Tenemos, pues, que El libro nos brinda dos alternativas de análisis: el primero sería el literario. La técnica nos permite acceder a la construcción y deconstrucción de personajes a través de los personajes mismos. Estos se van construyendo-deconstruyendo uno al otro con base en la técnica que subyace en Musil. “Separado de sí a través de la ausencia de Marcela, pensando en ella para encontrarse, empezó a hablar de la obsesiva continuidad que se encontraba en la configuración de los distintos personajes femeninos de Musil, insistiendo en la manera en que el escritor trataba de hacer vivir a través de ellos un mismo ideal, de tal modo que sus fantasías, sus sueños más secretos encarnaban en esos personajes, pero al mismo tiempo, al adquirir una realidad independiente como tales en la obra, estos movían su fantasía, dirigiéndola hacia un punto que se encontraba más allá de él, en un nuevo espacio que era el que en verdad buscaba hacer posible con su escritura (…) Eduardo no podía dejar de pensar en Marcela como si ahora también la hiciera vivir en cada uno de esos personajes.” (p.p 94 7 95).
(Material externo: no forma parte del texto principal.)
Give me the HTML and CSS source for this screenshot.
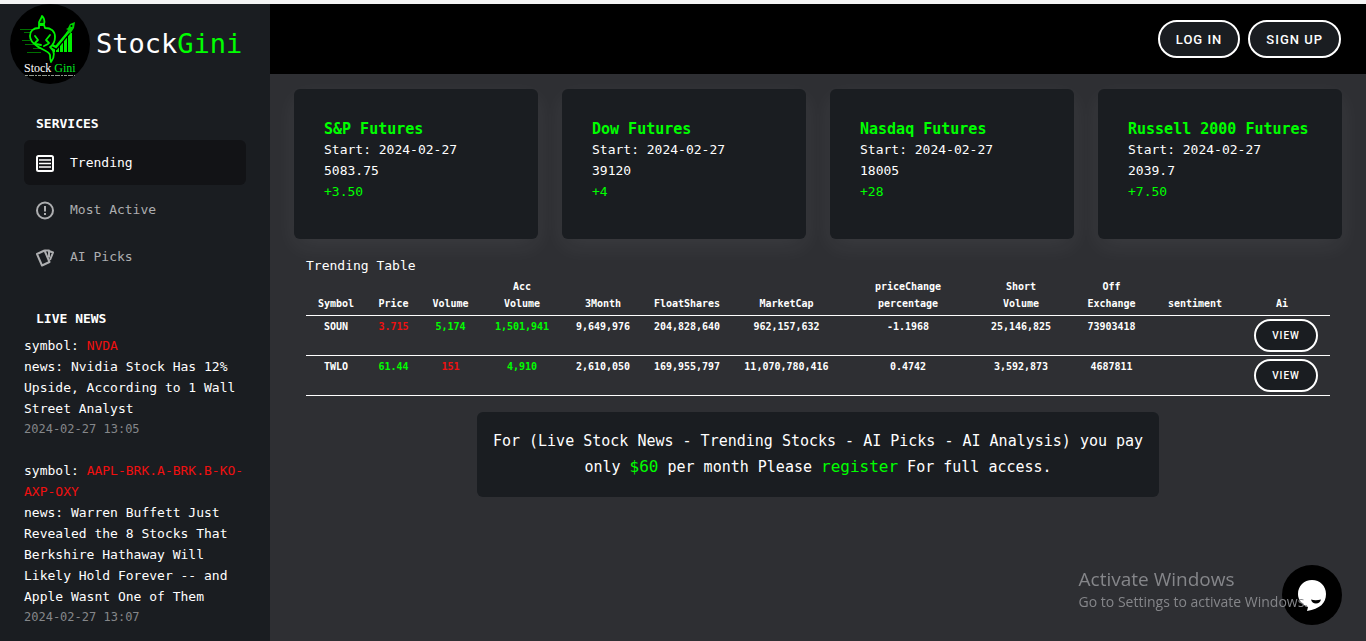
FILE: index.html
```html
<!DOCTYPE html>
<html lang="en">
<head>
<meta charset="utf-8">
<title>StockGini</title>
<link rel="stylesheet" href="styles.css">
</head>
<body>
<div class="app">
  <aside class="sidebar">
    <a class="brand" href="#">
      <svg class="brand-logo" viewBox="0 0 80 80" role="img" aria-label="Stock Gini logo">
        <circle cx="40" cy="40" r="40" fill="#000"/>
        <path d="M10 25.500h15M14 28.500h8M12 36.500h8M15 40.500h9M17 48.500h14M23 44.500h8" stroke="#00a000" opacity=".7"/>
        <path d="M39 40l6 5V48h-5zM46 43h3v5h-3zM50 39h3v9h-3zM54 34h3v14h-3zM58 29h4v19h-4z" fill="#00f000"/>
        <path d="M38 39l8 4 14-17" fill="none" stroke="#000" stroke-width="5"/>
        <path d="M38 39l8 4 14-17" fill="none" stroke="#00f000" stroke-width="2.500"/>
        <path d="M65 18l-5 2-2 4-2 1 2 1-2 3 3-1 1 2 2-3 2-3z" fill="#00d000"/>
        <circle cx="61.500" cy="22" r="1" fill="#000"/>
        <g stroke="#00f000" stroke-width="1.800" stroke-linecap="round" stroke-linejoin="round">
          <path d="M29 24c-6 0-9 3-9 8 0 5 4 8 7 10 3 3 12 5 13 9 0 3 0 4 1 7 4-5 4-11-1-15 3-2 5-5 5-10 0-6-4-9-10-9l-1-3h-5z" fill="#000"/>
          <path d="M29 20c-1-3 2-4 3-8 3 3 3 5 2 8z" fill="#003000"/>
          <path d="M25 32l3 4-3 3M40 31l-4 5 3 3M26 40l5 1M38 40l-4 2" fill="none"/>
        </g>
        <text class="logo-name" x="14" y="68" fill="#fff">Stock <tspan fill="#00e820">Gini</tspan></text>
        <path d="M15 71.500h50" stroke="#8d978d" stroke-dasharray="3 1 5 1 2 1"/>
      </svg>
      <span class="brand-name">Stock<span class="up">Gini</span></span>
    </a>

    <nav class="services">
      <h2 class="side-title">SERVICES</h2>
      <a class="nav-item active" href="#">
        <svg class="nav-icon" viewBox="0 0 20 20" fill="none" stroke="currentColor" stroke-width="2"><rect x="2" y="3" width="16" height="15" rx="1.500"/><path d="M4 7h12M4 10.500h12M4 14h12" stroke-width="1.500"/></svg>
        <span>Trending</span>
      </a>
      <a class="nav-item" href="#">
        <svg class="nav-icon" viewBox="0 0 20 20" fill="none" stroke="currentColor" stroke-width="2"><circle cx="10" cy="10.500" r="8"/><path d="M10 6v5.500M10 13v2"/></svg>
        <span>Most Active</span>
      </a>
      <a class="nav-item" href="#">
        <svg class="nav-icon" viewBox="0 0 20 20" fill="none" stroke="currentColor" stroke-width="2" stroke-linejoin="round"><path d="M2 7l7.500-3.500L14.500 15 7 18.500z"/><path d="M10 3.500h4v7M14 4l4 1.500-3 7.500"/></svg>
        <span>AI Picks</span>
      </a>
    </nav>

    <section class="news">
      <h2 class="side-title">LIVE NEWS</h2>
      <article class="news-item">
        <p>symbol: <span class="down">NVDA</span></p>
        <p>news: Nvidia Stock Has 12% Upside, According to 1 Wall Street Analyst</p>
        <time>2024-02-27 13:05</time>
      </article>
      <article class="news-item">
        <p>symbol: <span class="down">AAPL-BRK.A-BRK.B-KO-AXP-OXY</span></p>
        <p>news: Warren Buffett Just Revealed the 8 Stocks That Berkshire Hathaway Will Likely Hold Forever -- and Apple Wasnt One of Them</p>
        <time>2024-02-27 13:07</time>
      </article>
    </section>
  </aside>

  <div class="page">
    <header class="topbar">
      <button class="pill" type="button">LOG IN</button>
      <button class="pill" type="button">SIGN UP</button>
    </header>
    <main class="content">
      <section class="cards">
        <article class="card"><h3>S&amp;P Futures</h3><p>Start: 2024-02-27</p><p>5083.75</p><p class="up">+3.50</p></article>
        <article class="card"><h3>Dow Futures</h3><p>Start: 2024-02-27</p><p>39120</p><p class="up">+4</p></article>
        <article class="card"><h3>Nasdaq Futures</h3><p>Start: 2024-02-27</p><p>18005</p><p class="up">+28</p></article>
        <article class="card"><h3>Russell 2000 Futures</h3><p>Start: 2024-02-27</p><p>2039.7</p><p class="up">+7.50</p></article>
      </section>

      <section class="trending">
        <h2 class="table-title">Trending Table</h2>
        <table class="stocks">
          <colgroup>
            <col class="c-symbol"><col class="c-price"><col class="c-volume"><col class="c-acc"><col class="c-month"><col class="c-float"><col class="c-cap"><col class="c-change"><col class="c-short"><col class="c-off"><col class="c-sentiment"><col class="c-ai">
          </colgroup>
          <thead>
            <tr><th>Symbol</th><th>Price</th><th>Volume</th><th>Acc<br>Volume</th><th>3Month</th><th>FloatShares</th><th>MarketCap</th><th>priceChange<br>percentage</th><th>Short<br>Volume</th><th>Off<br>Exchange</th><th>sentiment</th><th>Ai</th></tr>
          </thead>
          <tbody>
            <tr><td>SOUN</td><td class="down">3.715</td><td class="up">5,174</td><td class="up">1,501,941</td><td>9,649,976</td><td>204,828,640</td><td>962,157,632</td><td>-1.1968</td><td>25,146,825</td><td>73903418</td><td></td><td class="action"><button class="pill small" type="button">VIEW</button></td></tr>
            <tr><td>TWLO</td><td class="up">61.44</td><td class="down">151</td><td class="up">4,910</td><td>2,610,050</td><td>169,955,797</td><td>11,070,780,416</td><td>0.4742</td><td>3,592,873</td><td>4687811</td><td></td><td class="action"><button class="pill small" type="button">VIEW</button></td></tr>
          </tbody>
        </table>
      </section>

      <p class="banner">For (Live Stock News - Trending Stocks - AI Picks - AI Analysis) you pay only <span class="offer">$60</span> per month Please <a class="offer" href="#">register</a> For full access.</p>
    </main>
  </div>
</div>

<button class="chat" type="button" aria-label="Open chat">
  <svg viewBox="0 0 60 60"><path d="M30 15c8 0 14 6 14 14 0 9-6 15-19 17l1-4c-6-2-10-7-10-13 0-8 6-14 14-14z" fill="#fff"/><path d="M29 34.500q4.500 1.500 10 0-1 4-5 4t-5-4z" fill="#000"/></svg>
</button>
<div class="watermark">
  <p class="watermark-title">Activate Windows</p>
  <p>Go to Settings to activate Windows.</p>
</div>
</body>
</html>
```
FILE: styles.css
```css
* { box-sizing: border-box; }
body, h2, h3, p { margin: 0; }
html, body { height: 100%; }
body {
  overflow: hidden;
  background: #2e2f33;
  color: #fff;
  font: 13px/21px "DejaVu Sans Mono", "Liberation Mono", monospace;
}
a { color: inherit; text-decoration: none; }
.up { color: #00ff00; }
.down { color: #f01010; }

.app {
  display: flex;
  min-height: 100%;
  border-top: 4px solid #f4f4f4;
}

/* Sidebar */
.sidebar {
  flex: 0 0 270px;
  padding: 0 24px;
  background: #1a1d21;
}
.brand {
  display: flex;
  align-items: center;
  gap: 6px;
  margin: 0 -14px;
}
.brand-logo { width: 80px; height: 80px; flex: none; }
.logo-name { font: 12px "Liberation Serif", serif; }
.brand-name { font-size: 27px; line-height: 40px; }
.services { padding-top: 29px; }
.side-title {
  padding-left: 12px;
  font-size: 13px;
  line-height: 21px;
}
.nav-item {
  display: flex;
  align-items: center;
  gap: 15px;
  height: 45px;
  margin-bottom: 2px;
  padding: 0 11px;
  border-radius: 6px;
  color: #adaeb0;
}
.services .side-title { margin-bottom: 6px; }
.nav-item.active { background: #121316; color: #fff; }
.nav-icon { width: 20px; height: 20px; }
.news { padding-top: 27px; }
.news .side-title { margin-bottom: 6px; }
.news-item { margin-bottom: 20px; }
.news-item time {
  display: block;
  color: #85878a;
  font-size: 12px;
}

/* Page */
.page { flex: 1; min-width: 0; }
.topbar {
  display: flex;
  align-items: center;
  justify-content: flex-end;
  gap: 8px;
  height: 70px;
  padding: 0 25px;
  background: #000;
}
.pill {
  height: 38px;
  padding: 0 16px;
  border: 2px solid #fff;
  border-radius: 19px;
  background: #1a1d21;
  color: #fff;
  font: 500 13px Roboto, sans-serif;
  letter-spacing: 1px;
}
.pill.small { height: 33px; font-size: 10px; }
.content { padding: 15px 24px; }
.cards {
  display: grid;
  grid-template-columns: repeat(4, 1fr);
  gap: 24px;
}
.card {
  min-height: 150px;
  padding: 30px;
  border-radius: 6px;
  background: #1a1d21;
  box-shadow: 0 8px 24px rgba(255, 255, 255, 0.06);
}
.card h3 {
  color: #00ff00;
  font-size: 15px;
  line-height: 20px;
  white-space: nowrap;
}
.trending { padding: 16px 12px; }
.table-title { font-size: 13px; font-weight: 400; line-height: 21px; }
.stocks {
  width: 100%;
  table-layout: fixed;
  border-collapse: collapse;
  font-size: 10px;
  line-height: 17px;
  text-align: center;
}
.stocks th, .stocks td { padding: 2px 0; border-bottom: 1px solid #fff; }
.stocks th { padding-bottom: 3px; vertical-align: bottom; }
.stocks td { height: 40px; vertical-align: top; font-weight: 700; }
.stocks .action { padding: 3px 0 3px 8px; }
.c-symbol { width: 60px; }
.c-price { width: 55px; }
.c-volume { width: 59px; }
.c-acc { width: 84px; }
.c-month { width: 78px; }
.c-float { width: 90px; }
.c-cap { width: 109px; }
.c-change { width: 134px; }
.c-short { width: 92px; }
.c-off { width: 89px; }
.c-sentiment { width: 78px; }
.c-ai { width: 96px; }

.banner {
  max-width: 682px;
  margin: 0 auto;
  padding: 16px 12px 17px;
  border-radius: 6px;
  background: #1a1d21;
  font-size: 15px;
  line-height: 26px;
  text-align: center;
}
.offer { color: #00ff00; font-size: 16px; }

/* Overlays */
.chat {
  position: fixed;
  right: 24px;
  bottom: 16px;
  width: 60px;
  height: 60px;
  padding: 0;
  border: 0;
  border-radius: 50%;
  background: #000;
}
.chat svg { display: block; }
.watermark {
  position: fixed;
  right: 58px;
  bottom: 29px;
  color: #85868a;
  font: 14px/20px "Open Sans", sans-serif;
  white-space: nowrap;
  pointer-events: none;
}
.watermark-title { font-size: 19px; line-height: 26px; }
```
La otra posibilidad de análisis es la de índole psicoerótica, al abordar la empatía intelectual más que meramente sexual o amorosa de ambos protagonistas. El deseo de Eduardo hacia Marcela rebasa por mucho el deseo para trascender al plano estético e intelectual: su apreciación de la belleza de Marcela es razonada, estética. La evoca constantemente, no en un talante lúbrico sino como si se tratara de un objeto precioso, de una obra de arte, una constante en la obra garciaponciana para quien los personajes femeninos, lejos de ser arquetipos o, menos aún, estereotipos, elevan su sexualidad por encima de la sexualidad masculina (la descripción del deseo masculino siempre será eclipsada por la del deseo femenino, aunque la novela esté narrada desde el punto de vista del varón). Marcela es un objeto del deseo pero también un sujeto dotado de libre albedrío para encausar su relación con Eduardo a su antojo. El objeto del deseo, pues, mimetiza al sujeto. Lo recrea.


1. “El reino milenario” (1967), Tres voces, ensayos sobre Thomas Mann, Heimito von Doderer y Robert Musil, Aldus, 2000.